There seems to be a confusion as to which sequence exactly is a sune: R' D' R D' R' D2 R or R' D' R D' R' D2 R D2.
Both permutations can be achieved be a singular commutator.
cmowla, I didn't work out your example, but the question is whether or not it is possible to write the product of any two commutators as a single commutator. So we want to show either
(T) that the product of any two commutators can be written as a single commutator, or that
(F) some product of two commutators cannot be written out as a single commutator.
Your general approach merely shows one special case where merging is possible (by simple considerations, it seems); I'm sure you and others could come up with many more. But unless it suggests a general approach towards a constructive proof of (T), it does nothing to resolve our question.
And Per, I hope you realize that being good at FMC doesn't say much about being "brainy" on cube theory.
Last edited by macky; 09-14-2011 at 10:22 PM.
Here are s few clues i would follow:
if 2 comms can always be combined into one, then so can any any number of comms. Proof by induction.
If we limit to one orbital it's not all that hard so see that an even permutation can be achieved by comms. Can we somehow "parallellize" the comm's first parts to schieve a general proof?? Hence combinig all orbitals involved.
I wish Jaap would come with some input
 Ravi, I haven't ignored your post.
"Merging," as TMOY or whoever first used it used it, means writing some [A, B][C, D] in the form [E, F] for some E and F. You didn't define anything; you gave one set of conditions (B = D etc) under which merging is possible, as [A, B][C, B] = [AC, B].

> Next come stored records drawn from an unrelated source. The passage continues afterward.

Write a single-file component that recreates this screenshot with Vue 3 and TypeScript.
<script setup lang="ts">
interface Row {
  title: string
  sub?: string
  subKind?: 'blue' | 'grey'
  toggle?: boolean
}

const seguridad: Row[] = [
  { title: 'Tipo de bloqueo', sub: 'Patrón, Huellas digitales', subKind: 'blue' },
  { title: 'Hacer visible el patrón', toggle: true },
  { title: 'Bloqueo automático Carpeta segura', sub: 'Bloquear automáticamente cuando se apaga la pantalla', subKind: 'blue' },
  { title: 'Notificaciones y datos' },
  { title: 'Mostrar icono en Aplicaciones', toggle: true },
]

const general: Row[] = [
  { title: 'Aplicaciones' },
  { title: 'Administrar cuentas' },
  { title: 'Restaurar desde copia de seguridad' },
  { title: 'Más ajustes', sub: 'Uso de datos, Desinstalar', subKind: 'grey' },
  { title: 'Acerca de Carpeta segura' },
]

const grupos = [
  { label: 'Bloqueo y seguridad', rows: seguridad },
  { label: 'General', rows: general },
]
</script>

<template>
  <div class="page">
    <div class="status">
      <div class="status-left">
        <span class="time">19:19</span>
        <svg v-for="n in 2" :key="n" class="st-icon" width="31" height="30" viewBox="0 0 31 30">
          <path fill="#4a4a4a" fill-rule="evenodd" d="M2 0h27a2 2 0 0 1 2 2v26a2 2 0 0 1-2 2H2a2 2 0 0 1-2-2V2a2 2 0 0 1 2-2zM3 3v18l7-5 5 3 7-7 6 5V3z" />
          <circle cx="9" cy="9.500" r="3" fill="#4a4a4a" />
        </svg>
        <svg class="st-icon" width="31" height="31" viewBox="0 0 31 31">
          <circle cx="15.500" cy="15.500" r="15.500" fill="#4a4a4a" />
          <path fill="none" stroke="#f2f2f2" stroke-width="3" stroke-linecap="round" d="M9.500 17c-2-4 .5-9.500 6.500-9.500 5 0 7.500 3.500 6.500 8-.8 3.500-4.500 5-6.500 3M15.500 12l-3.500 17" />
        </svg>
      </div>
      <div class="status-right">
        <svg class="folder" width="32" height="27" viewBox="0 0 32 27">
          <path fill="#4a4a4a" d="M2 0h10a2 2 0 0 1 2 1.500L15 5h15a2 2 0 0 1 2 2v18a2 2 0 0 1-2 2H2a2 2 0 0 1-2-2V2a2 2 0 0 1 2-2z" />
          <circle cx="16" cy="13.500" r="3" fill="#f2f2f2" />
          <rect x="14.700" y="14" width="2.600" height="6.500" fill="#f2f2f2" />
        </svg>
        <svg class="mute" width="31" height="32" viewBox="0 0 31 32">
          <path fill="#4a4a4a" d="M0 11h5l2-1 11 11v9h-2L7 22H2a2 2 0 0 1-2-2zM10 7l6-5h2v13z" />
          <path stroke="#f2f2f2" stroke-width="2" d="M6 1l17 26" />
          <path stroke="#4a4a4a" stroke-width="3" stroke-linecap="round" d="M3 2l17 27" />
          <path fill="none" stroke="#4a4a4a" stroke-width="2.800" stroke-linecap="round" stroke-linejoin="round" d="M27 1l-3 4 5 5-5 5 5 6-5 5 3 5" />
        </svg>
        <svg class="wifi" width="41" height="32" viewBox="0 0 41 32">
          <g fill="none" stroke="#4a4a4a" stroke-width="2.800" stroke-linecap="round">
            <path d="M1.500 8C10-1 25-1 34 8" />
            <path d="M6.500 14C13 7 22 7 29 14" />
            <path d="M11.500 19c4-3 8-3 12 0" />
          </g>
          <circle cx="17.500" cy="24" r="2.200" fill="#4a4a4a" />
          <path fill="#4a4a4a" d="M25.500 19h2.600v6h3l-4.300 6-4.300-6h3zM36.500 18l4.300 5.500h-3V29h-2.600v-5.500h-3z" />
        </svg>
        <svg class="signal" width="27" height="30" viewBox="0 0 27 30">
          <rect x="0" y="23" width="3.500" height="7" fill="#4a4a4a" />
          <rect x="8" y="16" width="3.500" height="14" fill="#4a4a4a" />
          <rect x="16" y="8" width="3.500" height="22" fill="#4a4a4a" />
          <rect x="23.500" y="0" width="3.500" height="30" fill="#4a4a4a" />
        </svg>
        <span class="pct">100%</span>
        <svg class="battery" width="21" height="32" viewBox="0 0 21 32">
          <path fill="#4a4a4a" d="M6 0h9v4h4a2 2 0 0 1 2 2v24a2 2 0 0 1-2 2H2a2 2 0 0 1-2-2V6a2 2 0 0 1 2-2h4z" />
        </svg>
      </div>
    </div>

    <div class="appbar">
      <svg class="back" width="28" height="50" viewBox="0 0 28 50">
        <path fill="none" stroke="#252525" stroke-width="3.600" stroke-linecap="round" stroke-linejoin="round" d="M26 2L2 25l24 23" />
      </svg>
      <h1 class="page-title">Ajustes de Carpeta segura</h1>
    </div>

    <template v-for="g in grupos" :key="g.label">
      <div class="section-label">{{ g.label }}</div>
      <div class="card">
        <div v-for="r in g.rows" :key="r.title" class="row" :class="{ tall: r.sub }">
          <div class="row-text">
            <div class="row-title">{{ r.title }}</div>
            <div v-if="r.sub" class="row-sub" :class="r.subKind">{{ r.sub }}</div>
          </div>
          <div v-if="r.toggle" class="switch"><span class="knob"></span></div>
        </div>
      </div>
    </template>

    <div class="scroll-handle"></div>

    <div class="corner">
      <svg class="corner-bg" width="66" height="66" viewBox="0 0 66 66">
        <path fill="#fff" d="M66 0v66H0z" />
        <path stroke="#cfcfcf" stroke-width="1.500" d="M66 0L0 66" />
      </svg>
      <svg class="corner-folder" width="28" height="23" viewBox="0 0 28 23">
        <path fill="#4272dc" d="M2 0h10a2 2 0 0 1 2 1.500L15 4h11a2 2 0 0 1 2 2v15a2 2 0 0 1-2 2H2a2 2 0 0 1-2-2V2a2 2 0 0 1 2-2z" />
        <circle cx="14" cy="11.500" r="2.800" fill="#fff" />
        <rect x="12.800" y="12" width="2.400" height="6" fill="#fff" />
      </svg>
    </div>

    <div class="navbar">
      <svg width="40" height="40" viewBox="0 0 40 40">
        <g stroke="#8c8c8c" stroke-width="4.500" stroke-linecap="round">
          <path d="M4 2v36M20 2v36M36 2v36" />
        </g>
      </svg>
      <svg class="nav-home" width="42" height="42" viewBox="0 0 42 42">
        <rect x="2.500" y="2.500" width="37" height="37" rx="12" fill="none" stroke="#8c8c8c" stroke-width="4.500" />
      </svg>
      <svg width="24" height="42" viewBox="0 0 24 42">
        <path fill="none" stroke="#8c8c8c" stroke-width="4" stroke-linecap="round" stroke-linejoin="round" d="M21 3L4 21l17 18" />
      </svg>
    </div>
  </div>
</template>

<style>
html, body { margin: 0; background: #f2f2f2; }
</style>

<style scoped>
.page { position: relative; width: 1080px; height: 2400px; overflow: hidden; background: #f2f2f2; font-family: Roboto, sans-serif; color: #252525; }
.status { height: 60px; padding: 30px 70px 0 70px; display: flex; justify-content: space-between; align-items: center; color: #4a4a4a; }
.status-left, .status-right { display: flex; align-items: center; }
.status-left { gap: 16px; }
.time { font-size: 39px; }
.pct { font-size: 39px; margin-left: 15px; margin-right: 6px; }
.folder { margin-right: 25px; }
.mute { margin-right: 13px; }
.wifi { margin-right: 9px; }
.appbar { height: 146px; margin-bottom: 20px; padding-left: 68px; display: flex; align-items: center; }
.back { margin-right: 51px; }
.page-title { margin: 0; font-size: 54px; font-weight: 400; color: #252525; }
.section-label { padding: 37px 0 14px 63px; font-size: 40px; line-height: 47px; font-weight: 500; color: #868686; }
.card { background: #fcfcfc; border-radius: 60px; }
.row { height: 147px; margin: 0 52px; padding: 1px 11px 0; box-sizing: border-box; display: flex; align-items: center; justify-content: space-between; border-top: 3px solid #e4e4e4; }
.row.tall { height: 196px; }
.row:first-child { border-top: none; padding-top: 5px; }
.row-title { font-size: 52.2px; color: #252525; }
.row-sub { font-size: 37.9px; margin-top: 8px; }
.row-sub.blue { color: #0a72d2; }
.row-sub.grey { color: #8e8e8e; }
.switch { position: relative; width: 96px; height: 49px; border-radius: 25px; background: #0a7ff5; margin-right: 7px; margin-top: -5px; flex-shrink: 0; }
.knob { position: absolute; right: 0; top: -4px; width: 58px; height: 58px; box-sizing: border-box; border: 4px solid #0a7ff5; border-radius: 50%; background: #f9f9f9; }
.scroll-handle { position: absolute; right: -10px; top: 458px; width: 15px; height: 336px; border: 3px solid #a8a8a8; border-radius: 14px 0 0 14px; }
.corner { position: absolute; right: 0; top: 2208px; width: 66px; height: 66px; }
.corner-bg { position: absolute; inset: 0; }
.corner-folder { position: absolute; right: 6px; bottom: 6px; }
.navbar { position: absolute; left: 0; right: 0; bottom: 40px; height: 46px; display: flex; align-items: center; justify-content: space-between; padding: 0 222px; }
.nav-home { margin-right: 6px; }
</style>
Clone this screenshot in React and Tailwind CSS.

That's part of TMOY's question. In fact, if you can find even one product of two commutators that cannot be merged (provably, not just because the obvious methods don't work or "according my experience and theory"), then that's an even permutation that cannot be written as a single commutator and a counterexample to Per's question.Originally Posted by cmowla
But ok, you seem to be trying to answer Per's question directly without inducting, by writing any even permutation first in the specific form you brought up, as [A, B][C, B] with A, B, C satisfying certain conditions. Your example does not seem to indicate a general approach for doing this. Maybe you can; you've certainly worked more closely with commutators than most cubers (including me). Which is why I hope that you in particular understand the obvious reductions suggested in the first posts, so that you can put your intuition to best use.
Last edited by macky; 09-15-2011 at 07:24 PM. Reason: needed to repeat "used it"!
If I understand Bruce/Joyner correctly, their result is not sufficient to prove Per's challenge. It only implies that any non-disorienting even permutation of the cube (that is any even permutation A such that A^n has no pieces in place but disoriented for any n) can be written as a commutator, you still have to deal with the disorienting ones.